Challenge:
Take the lines from the top down to and including the one with "ArrowLeft, Settings, Check" and repeat them exactly. Omit images.

....

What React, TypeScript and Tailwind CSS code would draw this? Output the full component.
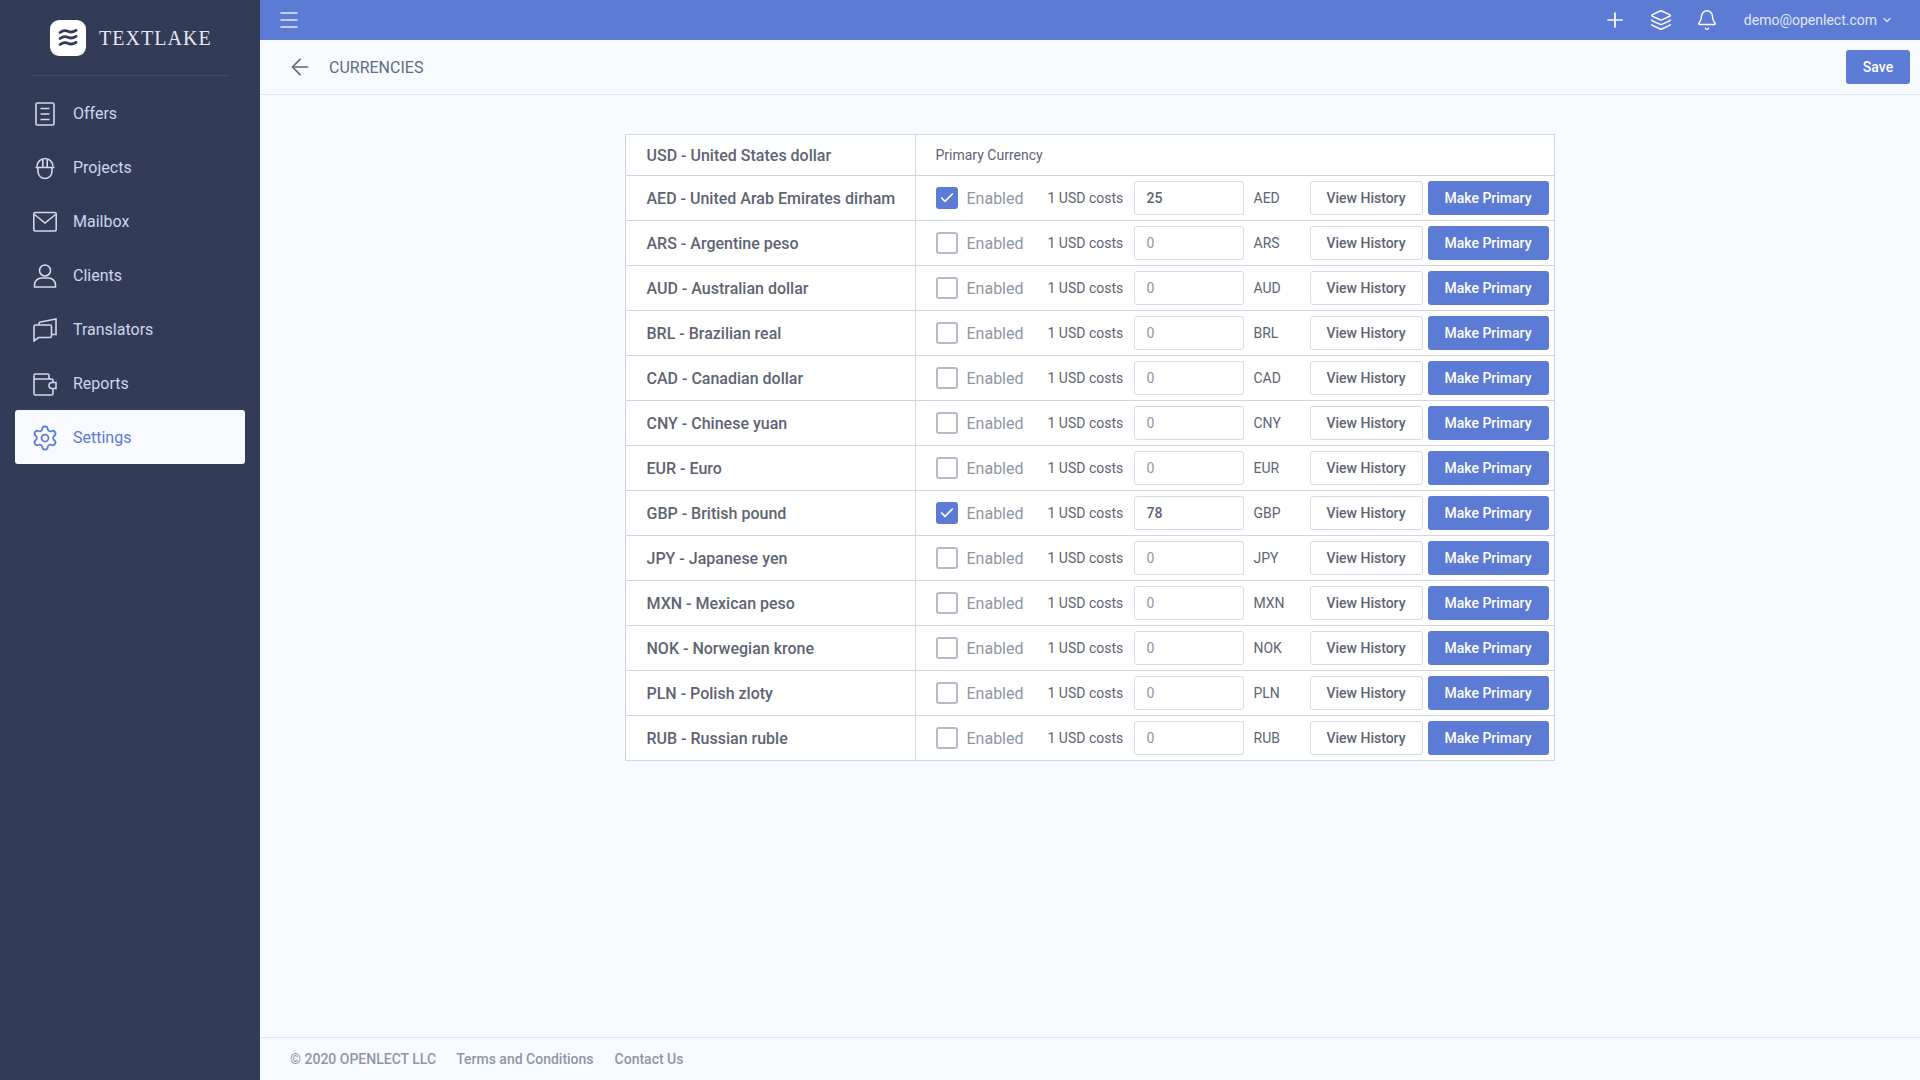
import { Menu, Plus, Layers, Bell, ChevronDown, ArrowLeft, Settings, Check } from 'lucide-react';

const nav = [
  { label: 'Offers', icon: <OffersIcon /> },
  { label: 'Projects', icon: <HelmetIcon /> },
  { label: 'Mailbox', icon: <MailIcon /> },
  { label: 'Clients', icon: <ClientIcon /> },
  { label: 'Translators', icon: <ChatIcon /> },
  { label: 'Reports', icon: <WalletIcon /> },
];

const currencies = [
  { code: 'AED', name: 'United Arab Emirates dirham', value: '25', on: true },
  { code: 'ARS', name: 'Argentine peso', value: '0', on: false },
  { code: 'AUD', name: 'Australian dollar', value: '0', on: false },
  { code: 'BRL', name: 'Brazilian real', value: '0', on: false },
  { code: 'CAD', name: 'Canadian dollar', value: '0', on: false },
  { code: 'CNY', name: 'Chinese yuan', value: '0', on: false },
  { code: 'EUR', name: 'Euro', value: '0', on: false },
  { code: 'GBP', name: 'British pound', value: '78', on: true },
  { code: 'JPY', name: 'Japanese yen', value: '0', on: false },
  { code: 'MXN', name: 'Mexican peso', value: '0', on: false },
  { code: 'NOK', name: 'Norwegian krone', value: '0', on: false },
  { code: 'PLN', name: 'Polish zloty', value: '0', on: false },
  { code: 'RUB', name: 'Russian ruble', value: '0', on: false },
];

function OffersIcon() {
  return (
    <svg width="24" height="24" viewBox="0 0 24 24" fill="none" stroke="currentColor" strokeWidth="1.6">
      <rect x="3" y="1" width="18" height="22" rx="1.5" />
      <path d="M7.500 6.500h9M7.500 12h9M7.500 17.500h9" />
    </svg>
  );
}

function HelmetIcon() {
  return (
    <svg width="24" height="24" viewBox="0 0 24 24" fill="none" stroke="currentColor" strokeWidth="1.6">
      <path d="M4 10.500a8 8 0 0 1 16 0M2.500 11.500h19M9.800 2.500v9M14.200 2.500v9" />
      <path d="M5 12v3.500a7 7 0 0 0 14 0V12" />
    </svg>
  );
}

function MailIcon() {
  return (
    <svg width="24" height="24" viewBox="0 0 24 24" fill="none" stroke="currentColor" strokeWidth="1.6">
      <rect x="0.800" y="2.500" width="22.400" height="18.500" rx="1.500" />
      <path d="M1.500 4.500l10.500 8.500 10.500-8.500" />
    </svg>
  );
}

function ClientIcon() {
  return (
    <svg width="24" height="24" viewBox="0 0 24 24" fill="none" stroke="currentColor" strokeWidth="1.6">
      <circle cx="12" cy="6.500" r="5.500" />
      <path d="M1.500 23v-2.500a7 7 0 0 1 7-6.500h7a7 7 0 0 1 7 6.500V23z" />
    </svg>
  );
}

function ChatIcon() {
  return (
    <svg width="24" height="24" viewBox="0 0 24 24" fill="none" stroke="currentColor" strokeWidth="1.6">
      <path d="M1 8.500a1.500 1.500 0 0 1 1.500-1.500H17a1.500 1.500 0 0 1 1.500 1.500V18a1.500 1.500 0 0 1-1.500 1.500H5.500L1 23z" />
      <path d="M6 7V5.500A1.500 1.500 0 0 1 7.500 4L23 1v15.500H18.500" />
    </svg>
  );
}

function WalletIcon() {
  return (
    <svg width="24" height="24" viewBox="0 0 24 24" fill="none" stroke="currentColor" strokeWidth="1.6">
      <path d="M20 10V8.500A1.500 1.500 0 0 0 18.500 7H1.500M1 3.500v18A1.500 1.500 0 0 0 2.500 23h16a1.500 1.500 0 0 0 1.500-1.500V17" />
      <path d="M1 3.500A1.500 1.500 0 0 1 2.500 2h12A1.500 1.500 0 0 1 16 3.500V7" />
      <path d="M23 10.500h-4a3 3 0 0 0 0 6h4z" />
    </svg>
  );
}

function LogoMark() {
  return (
    <svg width="22" height="20" viewBox="0 0 22 20" fill="none" stroke="#323c56" strokeWidth="2.800" strokeLinecap="round">
      <path d="M3 4.500c3-2.400 5.500-2.400 8-1.200s5 1 8-1" />
      <path d="M3 10.500c3-2.400 5.500-2.400 8-1.200s5 1 8-1" />
      <path d="M3 16.500c3-2.400 5.500-2.400 8-1.200s5 1 8-1" />
    </svg>
  );
}

export default function App() {
  return (
    <div className="flex h-[1080px] w-[1920px] overflow-hidden bg-[#f7fbff] font-['Roboto',sans-serif]">
      {/* Sidebar */}
      <aside className="flex w-[260px] shrink-0 flex-col bg-[#323c56]">
        <div className="mx-8 flex h-[76px] items-center gap-[13px] border-b border-[#434d68] pl-[18px]">
          <div className="flex h-9 w-9 items-center justify-center rounded-[9px] bg-white">
            <LogoMark />
          </div>
          <span className="font-['Liberation_Serif',serif] text-[20px] tracking-[1.05px] text-[#e6e9f0]">TEXTLAKE</span>
        </div>
        <nav className="mt-[11px] flex flex-col px-[15px]">
          {nav.map(item => (
            <div key={item.label} className="flex h-[54px] items-center gap-4 pl-[18px] text-[16px] text-[#cdd6ec]">
              <span className="text-[#d3d9e8]">{item.icon}</span>
              {item.label}
            </div>
          ))}
          <div className="-mt-px flex h-[54px] items-center gap-4 rounded-[3px] bg-[#f8faff] pl-[18px] pt-[2px] text-[16px] text-[#5c7bd5]">
            <Settings size={28} strokeWidth={1.5} className="-mx-[2px]" />
            Settings
          </div>
        </nav>
      </aside>

      <div className="flex min-w-0 flex-1 flex-col">
        {/* Top bar */}
        <header className="flex h-10 shrink-0 items-center justify-between bg-[#5c7bd5] pl-[17px] pr-[27px] text-white">
          <Menu size={24} strokeWidth={1.6} className="text-[#e8edfa]" />
          <div className="flex items-center">
            <Plus size={24} strokeWidth={1.7} />
            <Layers size={22} strokeWidth={1.6} className="ml-[23px]" />
            <Bell size={22} strokeWidth={1.6} className="ml-6" />
            <span className="ml-[26px] text-[14px] text-[#e3e9f9]">demo@openlect.com</span>
            <ChevronDown size={12} strokeWidth={2.5} className="ml-1 text-[#e3e9f9]" />
          </div>
        </header>

        {/* Page title */}
        <div className="flex h-[55px] shrink-0 items-center justify-between border-b border-[#dfe6ee] pl-[28px] pr-[10px]">
          <div className="flex items-center gap-[17px] text-[#5e6779]">
            <ArrowLeft size={26} strokeWidth={1.5} className="-mx-px" />
            <span className="translate-y-px text-[16px] text-[#5e6b82]">CURRENCIES</span>
          </div>
          <button className="h-[34px] w-16 rounded-[3px] bg-[#5c7bd5] text-[14px] font-medium text-white">Save</button>
        </div>

        {/* Table */}
        <main className="flex flex-1 justify-center pr-[1px] pt-[39px]">
          <div className="h-fit w-[930px] border border-[#cdd8e3] bg-white text-[#5e6472]">
            <div className="flex h-[40px] items-center">
              <div className="flex h-full w-[290px] shrink-0 items-center border-r border-[#cdd8e3] pl-[21px] pt-[2px] text-[16px] font-medium">
                USD - United States dollar
              </div>
              <div className="pl-5 text-[14px]">Primary Currency</div>
            </div>
            {currencies.map(c => (
              <div key={c.code} className="flex h-[45px] items-center border-t border-[#cdd8e3]">
                <div className="flex h-full w-[290px] shrink-0 items-center border-r border-[#cdd8e3] pl-[21px] pt-[2px] text-[16px] font-medium">
                  {c.code} - {c.name}
                </div>
                <div className="flex items-center pl-5">
                  {c.on ? (
                    <span className="flex h-[22px] w-[22px] items-center justify-center rounded-[3px] bg-[#5c7bd5] text-white">
                      <Check size={16} strokeWidth={2.5} />
                    </span>
                  ) : (
                    <span className="h-[22px] w-[22px] rounded-[3px] border-2 border-[#b4bbc6]" />
                  )}
                  <span className="ml-[9px] w-[81px] translate-y-px text-[16px] text-[#8f96a3]">Enabled</span>
                  <span className="w-[86px] text-[14px]">1 USD costs</span>
                  <input
                    readOnly
                    value={c.value}
                    className={`h-[34px] w-[110px] rounded-[3px] border border-[#d5dce4] bg-white pl-[12px] text-[14px] outline-none ${c.on ? 'font-medium text-[#5e6472]' : 'text-[#8f96a3]'}`}
                  />
                  <span className="ml-[10px] w-[56px] text-[14px]">{c.code}</span>
                  <button className="h-[34px] w-[113px] rounded-[3px] border border-[#d5dce4] bg-white text-[14px] font-medium text-[#5e6472]">
                    View History
                  </button>
                  <button className="ml-[5px] h-[34px] w-[121px] rounded-[3px] bg-[#5c7bd5] text-[14px] font-medium text-white">
                    Make Primary
                  </button>
                </div>
              </div>
            ))}
          </div>
        </main>

        {/* Footer */}
        <footer className="flex h-[43px] shrink-0 items-center gap-5 border-t border-[#dfe6ee] pl-[30px] text-[14px] font-medium text-[#8f96a3]">
          <span>© 2020 OPENLECT LLC</span>
          <span>Terms and Conditions</span>
          <span className="ml-px">Contact Us</span>
        </footer>
      </div>
    </div>
  );
}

....

Result of the exercise:
What React, TypeScript and Tailwind CSS code would draw this? Output the full component.
import { Menu, Plus, Layers, Bell, ChevronDown, ArrowLeft, Settings, Check } from 'lucide-react';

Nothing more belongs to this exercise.